Face à un problème, on cherche naturellement à trouver une solution, au sens où l'on cherche à bâtir une solution apte à résoudre le problème. Mais serait-on prêt à accepter de suite une solution qui, en fait, existerait déjà ?
La question est plus fréquente qu'on ne le croit. En fait, elle est aussi fréquente que ces difficultés qui ont la fâcheuse tendance à durer. Ces problèmes qui durent au point qu'il est légitime de chercher à comprendre si le sujet qui en souffre ne serait pas, avec le temps, devenu son propre bourreau. Comment cela ? En faisant justement en sorte que son propre problème se prolonge.

Mais qui serait assez insensé pour agir de la sorte ? Et puis, quel serait l'intérêt ?
En analyse, on préfèrerait un autre type d'interrogation. En pareil cas, on se demanderait quel serait le profit. En effet, hormis certains cas heureusement rares, l'être humain ne fait rien sans s'être projeté au préalable. La projection sera consciente ou non, mais elle sera.
L'être humain ne fait rien sans s'être projeté au préalable.
Dit autrement, tout acte fruit de la pensée humaine a un but, car il répond à une intention qui le porte, depuis l'idée jusqu'à la réalisation. Une intention parfaitement calculée, même si la logique sous-jacente peut dérouter, vu de l'extérieur.
Revenons à ces personnes qui, osons-nous écrire, entretiennent leurs problèmes. Elles le font selon une série de règles le plus souvent inconscientes. En d'autres termes, elles orchestrent malgré elles un processus qu'elles ignorent[footnote].
Et leur « profit », quel est-il ? Manifestement, de vivre aux côtés de leurs problèmes. « Vivre », « problèmes », les notions sont antinomiques : les problèmes gâchent la vie ! Et pourtant, le profit que nous cherchons dort précisément dans ce paradoxe.

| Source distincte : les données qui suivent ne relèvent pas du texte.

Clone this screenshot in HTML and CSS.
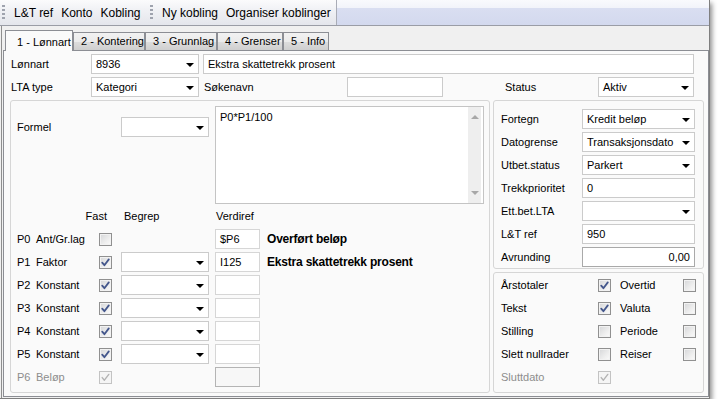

Se définir en fonction de son propre échec confère une fonction et même une place au sein de la société. Une place peu enviable, c'est vrai, mais une place tout de même.
Ce peut être la place de celui qui est à plaindre, car la vie n'a pas été tendre avec lui. Ce peut être également la place de celui qui se met en scène dans un scénario délirant, au moyen duquel il exprime à ce[footnote] ou à ceux[footnote] qui jadis l'ont étouffé, le résultat de leur cruauté. Cela ressemble à porter une pancarte sur lequel il serait écrit : « Voyez ce que vous avez fait ! ».
Une forme de dédicace posthume entre fantasme et réalité et qui, de ce fait, dérange.
Nous comprenons pourquoi il n'est pas exagéré de se demander si l'on serait positivement prêt à accepter d'emblée une solution qui existe déjà. Peut-être préférerait-on la considérer sans vraiment faire l'effort de la voir. Peut-être préférerait-on la refuser en bloc. Car on aurait quelque chose à perdre, quelque chose de précieux : une place.